Twin attacks on Iran parliament, Khomeini shrine, 1 dead

FILE – This June 4, 2007 file photo shows Iranians in Tehran attending ceremonies on the 18th anniversary of the death of Iran’s late leader Ayatollah Ruhollah Khomeini, outside his shrine. English-language state TV has reported an explosion at the shrine amidst protests. State TV said Wednesday, June 7, 2017 that four ‘terrorists,’ including suicide bomber, attacked the Khomeini shrine. (AP Photo/Hasan Sarbakhshian, File)

(AP) — Several attackers stormed into Iran’s parliament and a suicide bomber targeted the shrine of Ayatollah Ruhollah Khomeini on Wednesday, killing a security guard and wounding 12 other people in rare twin attacks, with the shooting at the legislature still underway.

It was not immediately clear who was behind the attacks or if they were coordinated. The unusual attacks in Iran’s capital, Tehran, prompted the Interior Ministry to call for an urgent security meeting, according to the state-run IRNA news agency.

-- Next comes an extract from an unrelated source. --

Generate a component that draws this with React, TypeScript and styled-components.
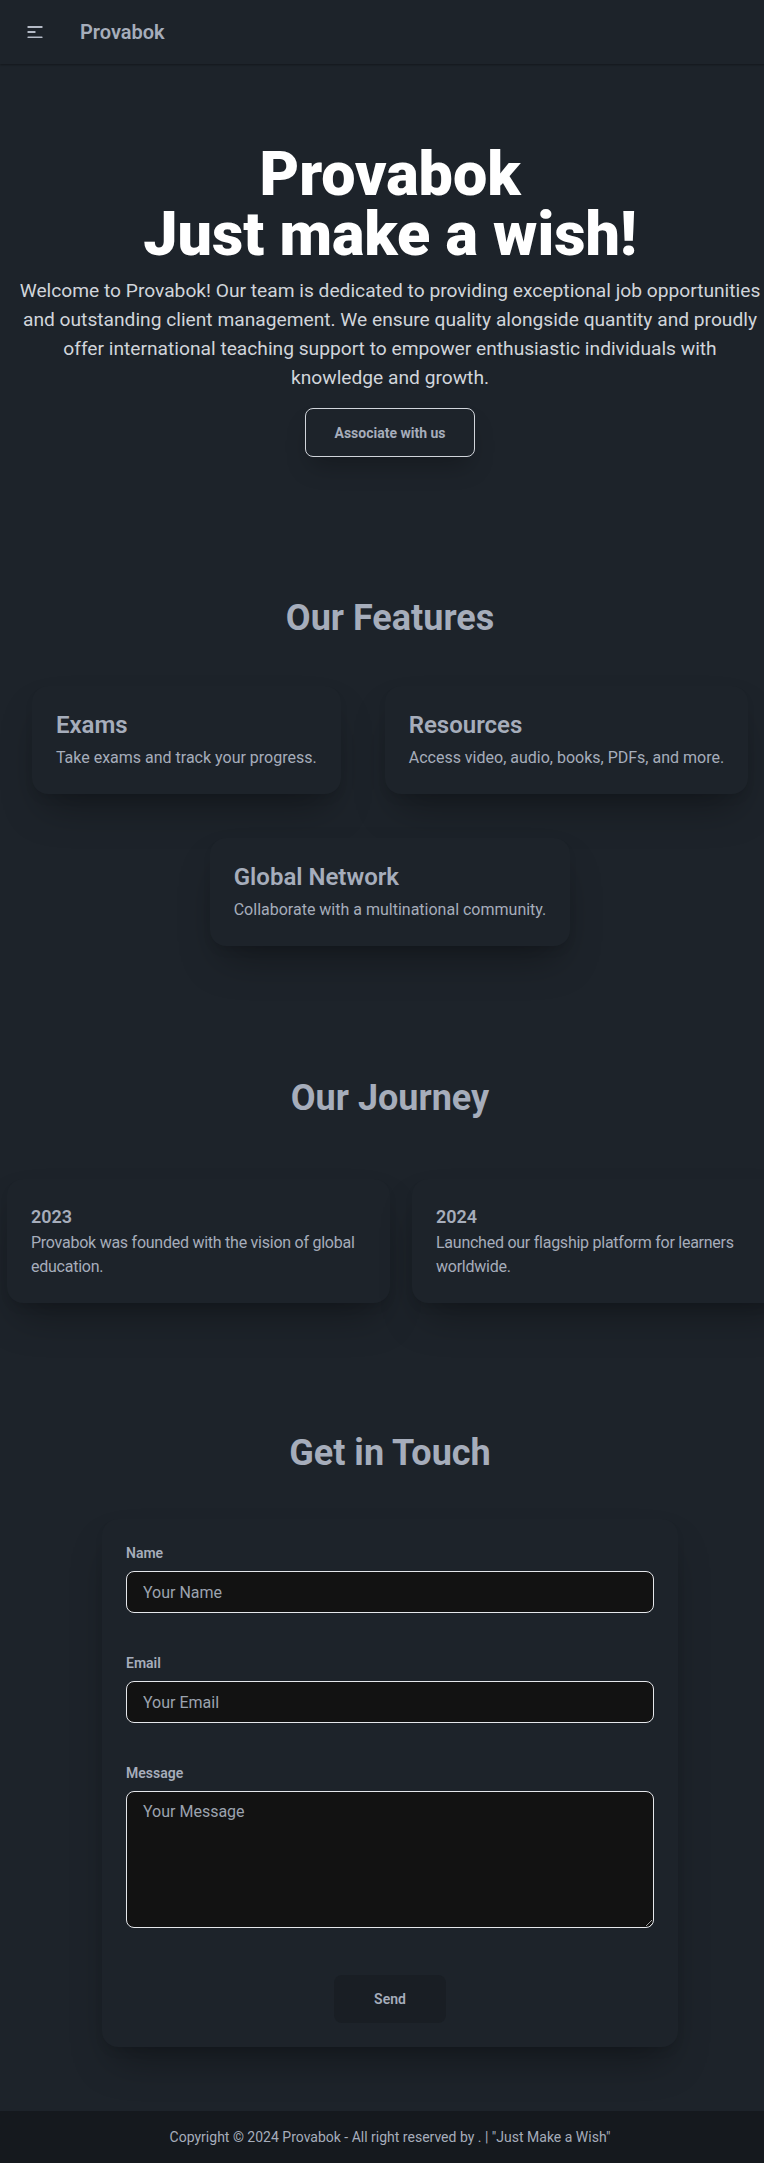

Iranian state media said police helicopters were circling over the parliament building and that all mobile phone lines from inside were disconnected. The semi-official ISNA news agency said all entrance and exit gates at parliament were closed and that lawmakers and reporters were ordered to remain in place inside the chamber, where a session had been in progress.

State TV later said four attackers are involved in the parliament attack, and that eight people were wounded. It quoted lawmaker Elias Hazrati as saying the attackers were armed with Kalashnikov assault rifles.

It also said a security guard was killed and four people wounded in the shrine attack. It said one of the attackers at the shrine was killed by security guards and that a woman was arrested. It described the shrine attackers as “terrorists” and said one carried out a suicide bombing, without providing further details.

In addition to being lethal, the attack on the shrine of Khomeini is symbolically stunning. As Iran’s first Supreme Leader, Khomeini is a towering figure in the country and was its revolutionary leader in the 1979 ouster of the shah.

Sunni extremists, including the Islamic State group, despise Shiite-majority Iran and are at war with Tehran’s proxies in Syria and Iraq. Iran has also come under attack in the past by Arab insurgents. No one immediately claimed Wednesday’s attacks.